A l'époque héroïque de Wallace, il n'était pas question de moteur, de radar, de sonar, de harpon explosif ni d'hélicoptère. On ne pouvait imaginer qu'un tel arsenal serait un jour indispensable pour chasser les cétacés à une échelle industrielle. Les hommes étaient rudes et la chasse s'effectuait dans des embarcationsde bois de sept à huit mètres de long, propulsées à la voile et surtout à l'aviron. La mise à mort de la baleine était un véritable corps à corps opposant un individu armé d'une simple lance à un animal qui pouvait peser jusqu'à mille fois le poids de son agresseur.

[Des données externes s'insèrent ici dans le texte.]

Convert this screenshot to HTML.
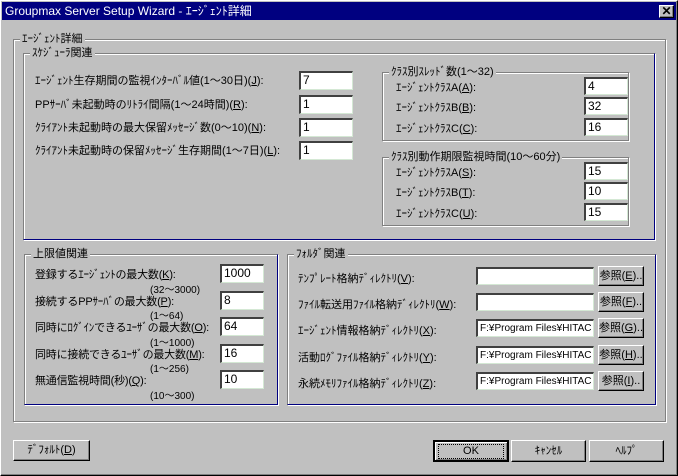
<!DOCTYPE html>
<html><head><meta charset="utf-8"><style>
*{box-sizing:border-box;margin:0;padding:0}
body{width:678px;height:476px;background:#c0c0c0;position:relative;overflow:hidden;font-family:"Liberation Sans","Noto Sans CJK JP",sans-serif;font-size:11px;color:#000}
.a{position:absolute;white-space:nowrap}
.g{position:absolute;border:1px solid #808080;box-shadow:1px 1px 0 #fff, inset 1px 1px 0 #fff}
.gt{position:absolute;background:#c0c0c0;padding:0 2px;top:-8px;left:6px;line-height:14px;white-space:nowrap}
.in{position:absolute;background:#fff;border-top:2px solid #404040;border-left:2px solid #404040;border-right:1px solid #d4e8d4;border-bottom:1px solid #d4e8d4;padding-left:2px;line-height:15px;font-size:12px;white-space:nowrap;overflow:hidden}
.bt{position:absolute;background:#c0c0c0;border:1px solid;border-color:#fff #000 #000 #fff;box-shadow:inset -1px -1px 0 #808080;text-align:center;white-space:nowrap}
.blue{border-bottom-color:#000080;border-right-color:#000080}
.r{font-size:10px}
.bl{font-size:11px;letter-spacing:-0.2px}
</style></head><body>
<div class="a" style="left:0;top:0;width:678px;height:476px;border:1px solid;border-color:#fff #000 #000 #fff;box-shadow:inset -1px -1px 0 #808080"></div>
<div class="a" style="left:2px;top:2px;width:674px;height:18px;background:#000080;color:#fff;font-size:12px;line-height:18px;padding-left:3px">Groupmax Server Setup Wizard - ｴｰｼﾞｪﾝﾄ詳細</div>
<div class="bt" style="left:659px;top:5px;width:15px;height:13px;line-height:11px;font-size:12px;font-weight:bold">✕</div>

<div class="g" style="left:13px;top:39px;width:653px;height:383px"><span class="gt">ｴｰｼﾞｪﾝﾄ詳細</span></div>
<div class="g blue" style="left:23px;top:53px;width:632px;height:187px"><span class="gt">ｽｹｼﾞｭｰﾗ関連</span></div>
<div class="a" style="left:35px;top:72px">ｴｰｼﾞｪﾝﾄ生存期間の監視ｲﾝﾀｰﾊﾞﾙ値(1～30日)(<u>J</u>):</div>
<div class="a" style="left:35px;top:96px">PPｻｰﾊﾞ未起動時のﾘﾄﾗｲ間隔(1～24時間)(<u>R</u>):</div>
<div class="a" style="left:35px;top:119px">ｸﾗｲｱﾝﾄ未起動時の最大保留ﾒｯｾｰｼﾞ数(0～10)(<u>N</u>):</div>
<div class="a" style="left:35px;top:142px">ｸﾗｲｱﾝﾄ未起動時の保留ﾒｯｾｰｼﾞ生存期間(1～7日)(<u>L</u>):</div>
<div class="in" style="left:299px;top:71px;width:54px;height:19px">7</div>
<div class="in" style="left:299px;top:95px;width:54px;height:19px">1</div>
<div class="in" style="left:299px;top:118px;width:54px;height:19px">1</div>
<div class="in" style="left:299px;top:141px;width:54px;height:19px">1</div>

<div class="g" style="left:382px;top:72px;width:247px;height:69px"><span class="gt">ｸﾗｽ別ｽﾚｯﾄﾞ数(1～32)</span></div>
<div class="a" style="left:396px;top:79px">ｴｰｼﾞｪﾝﾄｸﾗｽA(<u>A</u>):</div>
<div class="a" style="left:396px;top:99px">ｴｰｼﾞｪﾝﾄｸﾗｽB(<u>B</u>):</div>
<div class="a" style="left:396px;top:120px">ｴｰｼﾞｪﾝﾄｸﾗｽC(<u>C</u>):</div>
<div class="in" style="left:584px;top:77px;width:44px;height:18px">4</div>
<div class="in" style="left:584px;top:97px;width:44px;height:18px">32</div>
<div class="in" style="left:584px;top:118px;width:44px;height:18px">16</div>

<div class="g" style="left:382px;top:157px;width:247px;height:69px"><span class="gt">ｸﾗｽ別動作期限監視時間(10～60分)</span></div>
<div class="a" style="left:396px;top:164px">ｴｰｼﾞｪﾝﾄｸﾗｽA(<u>S</u>):</div>
<div class="a" style="left:396px;top:184px">ｴｰｼﾞｪﾝﾄｸﾗｽB(<u>T</u>):</div>
<div class="a" style="left:396px;top:205px">ｴｰｼﾞｪﾝﾄｸﾗｽC(<u>U</u>):</div>
<div class="in" style="left:584px;top:162px;width:44px;height:18px">15</div>
<div class="in" style="left:584px;top:182px;width:44px;height:18px">10</div>
<div class="in" style="left:584px;top:203px;width:44px;height:18px">15</div>

<div class="g blue" style="left:24px;top:254px;width:254px;height:151px"><span class="gt">上限値関連</span></div>
<div class="a bl" style="left:35px;top:266px">登録するｴｰｼﾞｪﾝﾄの最大数(<u>K</u>):</div>
<div class="a r" style="left:150px;top:281px">(32～3000)</div>
<div class="a bl" style="left:35px;top:293px">接続するPPｻｰﾊﾞの最大数(<u>P</u>):</div>
<div class="a r" style="left:150px;top:307px">(1～64)</div>
<div class="a bl" style="left:35px;top:319px">同時にﾛｸﾞｲﾝできるﾕｰｻﾞの最大数(<u>O</u>):</div>
<div class="a r" style="left:150px;top:334px">(1～1000)</div>
<div class="a bl" style="left:35px;top:346px">同時に接続できるﾕｰｻﾞの最大数(<u>M</u>):</div>
<div class="a r" style="left:150px;top:360px">(1～256)</div>
<div class="a bl" style="left:35px;top:372px">無通信監視時間(秒)(<u>Q</u>):</div>
<div class="a r" style="left:150px;top:387px">(10～300)</div>
<div class="in" style="left:220px;top:264px;width:44px;height:19px">1000</div>
<div class="in" style="left:220px;top:291px;width:44px;height:19px">8</div>
<div class="in" style="left:220px;top:317px;width:44px;height:19px">64</div>
<div class="in" style="left:220px;top:344px;width:44px;height:19px">16</div>
<div class="in" style="left:220px;top:370px;width:44px;height:19px">10</div>

<div class="g blue" style="left:287px;top:254px;width:369px;height:151px"><span class="gt">ﾌｫﾙﾀﾞ関連</span></div>
<div class="a" style="left:298px;top:270px">ﾃﾝﾌﾟﾚｰﾄ格納ﾃﾞｨﾚｸﾄﾘ(<u>V</u>):</div>
<div class="a" style="left:298px;top:296px">ﾌｧｲﾙ転送用ﾌｧｲﾙ格納ﾃﾞｨﾚｸﾄﾘ(<u>W</u>):</div>
<div class="a" style="left:298px;top:322px">ｴｰｼﾞｪﾝﾄ情報格納ﾃﾞｨﾚｸﾄﾘ(<u>X</u>):</div>
<div class="a" style="left:298px;top:349px">活動ﾛｸﾞﾌｧｲﾙ格納ﾃﾞｨﾚｸﾄﾘ(<u>Y</u>):</div>
<div class="a" style="left:298px;top:375px">永続ﾒﾓﾘﾌｧｲﾙ格納ﾃﾞｨﾚｸﾄﾘ(<u>Z</u>):</div>
<div class="in" style="left:476px;top:267px;width:118px;height:18px"></div>
<div class="in" style="left:476px;top:293px;width:118px;height:18px"></div>
<div class="in" style="left:476px;top:319px;width:118px;height:18px;font-size:10px">F:¥Program Files¥HITAC</div>
<div class="in" style="left:476px;top:346px;width:118px;height:18px;font-size:10px">F:¥Program Files¥HITAC</div>
<div class="in" style="left:476px;top:372px;width:118px;height:18px;font-size:10px">F:¥Program Files¥HITAC</div>
<div class="bt" style="left:598px;top:266px;width:46px;height:20px;line-height:18px">参照(<u>E</u>)..</div>
<div class="bt" style="left:598px;top:292px;width:46px;height:20px;line-height:18px">参照(<u>F</u>)..</div>
<div class="bt" style="left:598px;top:318px;width:46px;height:20px;line-height:18px">参照(<u>G</u>)..</div>
<div class="bt" style="left:598px;top:345px;width:46px;height:20px;line-height:18px">参照(<u>H</u>)..</div>
<div class="bt" style="left:598px;top:371px;width:46px;height:20px;line-height:18px">参照(<u>I</u>)..</div>

<div class="bt" style="left:13px;top:440px;width:77px;height:21px;line-height:19px">ﾃﾞﾌｫﾙﾄ(<u>D</u>)</div>
<div class="bt" style="left:433px;top:440px;width:76px;height:22px;line-height:18px;border:2px solid #000;box-shadow:inset 1px 1px 0 #fff,inset -1px -1px 0 #808080"><span style="display:inline-block;border:1px dotted #000;width:66px;line-height:13px;margin-top:2px">OK</span></div>
<div class="bt" style="left:511px;top:440px;width:75px;height:22px;line-height:20px">ｷｬﾝｾﾙ</div>
<div class="bt" style="left:589px;top:440px;width:75px;height:22px;line-height:20px">ﾍﾙﾌﾟ</div>
</body></html>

C'était une lutte inégale. En dépit de l'adresse et de la témérité du chasseur, les chances de survie étaient bien en faveur des majestueux cétacés. Toutefois, lorsque la baleine était bien ferrée, il était rare qu'elle s'en prît à l'embarcation qui la tourmentait, préférant la fuite à la volte-face. Qu'elle s'échappe en sondant ou en restant à la surface, il fallait bien la garder "en laisse" pour ne pas la perdre. C'était alors une partie de Nantucket sleigh-ride — littéralement, promenade en traîneau de Nantucket. L'attelage pouvait ainsi atteindre quinze noeuds, au grand dam de l'équipage qui voyait brûler la ligne de harpon tendue comme une corde de piano.

Il fallait tenir, fatiguer l'animal, freiner sa fuite en traînant des avirons ou même des drômes. Quand le cétacé donnait enfin des signes de faiblesse — contrairement aux harpons explosifs modernes qui tuent instantanément, ceux d'alors ne pouvaient atteindre les organes vitaux —, la ligne était raccourcie pour approcher la baleinière de l'animal et pouvoir lui donner le coup de grâce. On devait alors percer le poumon ou le coeur à l'aide d'une lance, arme sans barbillon, bien plus longue et plus effilée que le harpon. On imagine le cran qu'il fallait pour oser ainsi sauter sur le dos de la baleine et lui porter le coup fatal.

Le Iron Duke, bateau à deux proues

Une pêche aussi périlleuse aurait étéimpossible sans un bateau parfaitement adapté à cet usage particulier. Développée à partir des embarcations de chasse embarquées à bord des grands trois-mâts yankees travaillant dans les eaux de l'Arctique, des Tropiques et du Pacifique Sud, la première baleinière introduite par Wallace à Bequia est pointue de l'étrave comme de l'étambot, d'où son nom de two bow boat (bateau à deux proues). Cette symétrie présente deux avantages : d'une part, elle facilite les démarrages rapides en sens inverse, en cas d'attaque ou de plongeon intempestif du cétacé; d'autrepart, elle offre une portance supplémentaire à l'arrière, quand le bateau est remorqué à grande vitesse.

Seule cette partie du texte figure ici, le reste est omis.